Gizzard Risotto with Chanterelles, Parsley and Sorrel
Ingredients
To prep the gizzards
- 2 lbs gizzards
- water or broth to cover
For making the Risotto
- 5 cups broth
- 1 package chanterelles, plus reserved soaking liquid
- 8T butter, divided
- 1 lb arborio rice, or similar
- 1 large clove garlic, smashed
- long-cooked gizzards, roughly chopped
- 1T parsley chopped
- 3 leaves sorrel, chopped
- zest of one lemon
Instructions
To prep the gizzards
- Add gizzards to broth or water to cover, bring to a boil. Reduce heat, cover the pot, and simmer for 1-2 hours. Reserve gizzards and cover in cooking liquid.
For making the risotto
- Rinse rice according to package instructions. Add broth to a pot and heat; keep warm at a moderate low heat nearby. Meanwhile, soak chanterelles in hot water to cover (for at least 15 minutes, or according to package instructions).
- In a heavy pan on medium high, add 3 tablespoons butter. When foaming subsides, add chopped gizzards and pan fry until nicely browned. Do this in batches if necessary. Reserve.

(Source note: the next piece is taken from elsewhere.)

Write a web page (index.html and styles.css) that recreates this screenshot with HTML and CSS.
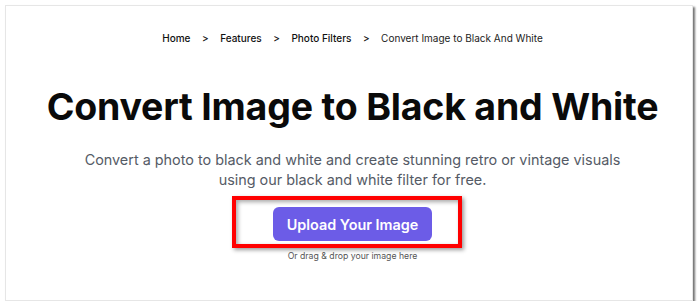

- In a large, heavy pot on medium-high heat, add 3 tablespoons butter, rice, and garlic clove. Mix well until rice and garlic are coated in butter. Add 1/2 cup broth and stir constantly until liquid is absorbed, cleaning off the sides and bottom of pot as you stir. When the liquid is absorbed, add another 1/2 cup broth and continuing to stir. Repeat.
- After 10 minutes add the chanterelles and mushroom soaking liquid. Continue stirring and adding broth for another 10 minutes. Maintain the heat while stirring constantly. Taste the rice after 20 minutes; it is done when it is tender but slightly firm. If you use all your broth but need more liquid, use water to continue cooking.
- Remove pot from the heat and add gizzards, parsley, sorrel, and remaining butter. Mix well and garnish with lemon zest.